The movie culminates in the retrieval of the programme and Jerry is tricked into being a part of a grand experiment to create the perfect being, which involves Jerry Cornelius and Ms. Brunner being melded together into one being. This is the chief difference between the book and movie and apparently the sole bone of contention that Moorcock has with the film. In the book, the perfect being is a vampish hermaphrodite yet in the movie the being is a hunch-backed Neanderthal who makes Humphrey Bogart references. Personally I think the film ending is hilarious whether you know of the novel’s finale or not.
The character of Jerry Cornelius has popped up in many other works, sometimes with the author’s consent other times not so much. The character Gideon Stargrave in Grant Morrison’s Invisibles for Vertigo is viewed by Moorcock as nearly a rip-off with little of his own individuality (which I think was the point). The Image Comics series by X-Men writer Matt Fraction with Gabriel Bá and Fábio Moon shares many ideas and intents but is obviously an homage rather than a steal of the idea. Even the character of TV’s Jason King has certain Jerry Cornelius-like characteristics. A dandy, gun-happy, sexually omnivorous super assassin is apparently too good an idea to not use.

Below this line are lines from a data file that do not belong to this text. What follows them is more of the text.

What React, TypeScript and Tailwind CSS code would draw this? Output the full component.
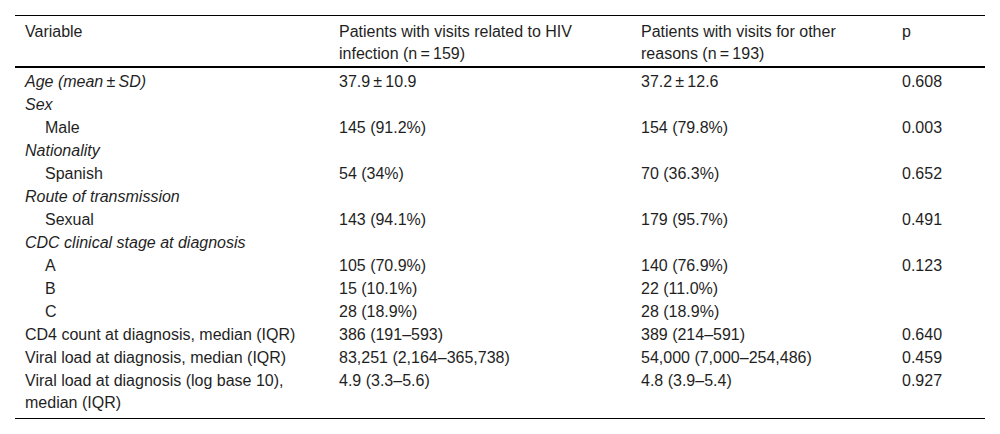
const ROWS: Array<{ label: string; kind: 'head' | 'sub' | 'plain'; a?: string; b?: string; p?: string }> = [
  { label: 'Age (mean\u2009±\u2009SD)', kind: 'head', a: '37.9\u2009±\u200910.9', b: '37.2\u2009±\u200912.6', p: '0.608' },
  { label: 'Sex', kind: 'head' },
  { label: 'Male', kind: 'sub', a: '145 (91.2%)', b: '154 (79.8%)', p: '0.003' },
  { label: 'Nationality', kind: 'head' },
  { label: 'Spanish', kind: 'sub', a: '54 (34%)', b: '70 (36.3%)', p: '0.652' },
  { label: 'Route of transmission', kind: 'head' },
  { label: 'Sexual', kind: 'sub', a: '143 (94.1%)', b: '179 (95.7%)', p: '0.491' },
  { label: 'CDC clinical stage at diagnosis', kind: 'head' },
  { label: 'A', kind: 'sub', a: '105 (70.9%)', b: '140 (76.9%)', p: '0.123' },
  { label: 'B', kind: 'sub', a: '15 (10.1%)', b: '22 (11.0%)' },
  { label: 'C', kind: 'sub', a: '28 (18.9%)', b: '28 (18.9%)' },
  { label: 'CD4 count at diagnosis, median (IQR)', kind: 'plain', a: '386 (191–593)', b: '389 (214–591)', p: '0.640' },
  { label: 'Viral load at diagnosis, median (IQR)', kind: 'plain', a: '83,251 (2,164–365,738)', b: '54,000 (7,000–254,486)', p: '0.459' },
  { label: 'Viral load at diagnosis (log base 10), median (IQR)', kind: 'plain', a: '4.9 (3.3–5.6)', b: '4.8 (3.9–5.4)', p: '0.927' },
];

const HEAD = [
  'Variable',
  'Patients with visits related to HIV infection (n\u2009=\u2009159)',
  'Patients with visits for other reasons (n\u2009=\u2009193)',
  'p',
];

export default function App() {
  return (
    <div className="w-[1000px] h-[434px] bg-white px-[15px] pt-[15px] font-['Liberation_Sans',Arial,sans-serif] text-[16px] leading-[22px] text-[#1f1f1f]">
      <table className="w-[970px] table-fixed border-collapse">
        <colgroup>
          <col className="w-[314px]" />
          <col className="w-[302px]" />
          <col className="w-[261px]" />
          <col className="w-[93px]" />
        </colgroup>
        <thead>
          <tr className="border-t border-black border-b-2 align-top text-left">
            {HEAD.map((h) => (
              <th key={h} className="font-normal px-[10px] pt-[5px] pb-[1px]">{h}</th>
            ))}
          </tr>
        </thead>
        <tbody className="border-b border-black">
          {ROWS.map((r, i) => {
            const first = i === 0;
            const last = i === ROWS.length - 1;
            const pad = `${first ? 'pt-[3px]' : 'pt-[1px]'} ${last ? 'pb-[4px]' : 'pb-0'}`;
            return (
              <tr key={i} className="align-top">
                <td className={`px-[10px] ${pad} ${r.kind === 'head' ? 'italic' : ''}`}>
                  <span className={r.kind === 'sub' ? 'pl-[20px]' : ''}>{r.label}</span>
                </td>
                <td className={`px-[10px] ${pad}`}>{r.a}</td>
                <td className={`px-[10px] ${pad}`}>{r.b}</td>
                <td className={`px-[10px] ${pad}`}>{r.p}</td>
              </tr>
            );
          })}
        </tbody>
      </table>
    </div>
  );
}
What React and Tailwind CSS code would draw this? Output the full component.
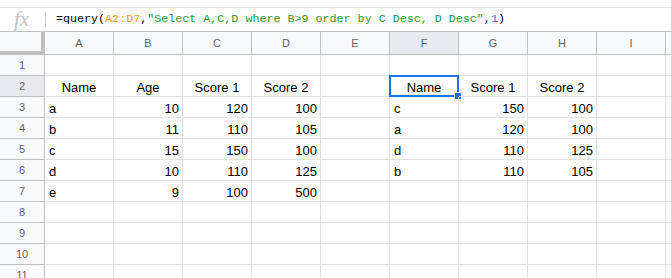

Feust’s Final Programme isn’t a perfect movie, but it attempts and mainly achieves the task of adapting a fictional adventure story into a movie while retaining the feel of the original and keeping a plot in place for the movie audience. It also has such a unique visual sense, something you’d expect from the eye-poppingly gorgeous work he delivered on both Dr. Phibes flicks. A bizarre and decidedly British sci-fi movie, I heartily recommend the Final Programme as essential viewing with a tall glass of Chimay and a sugar puff sandwich.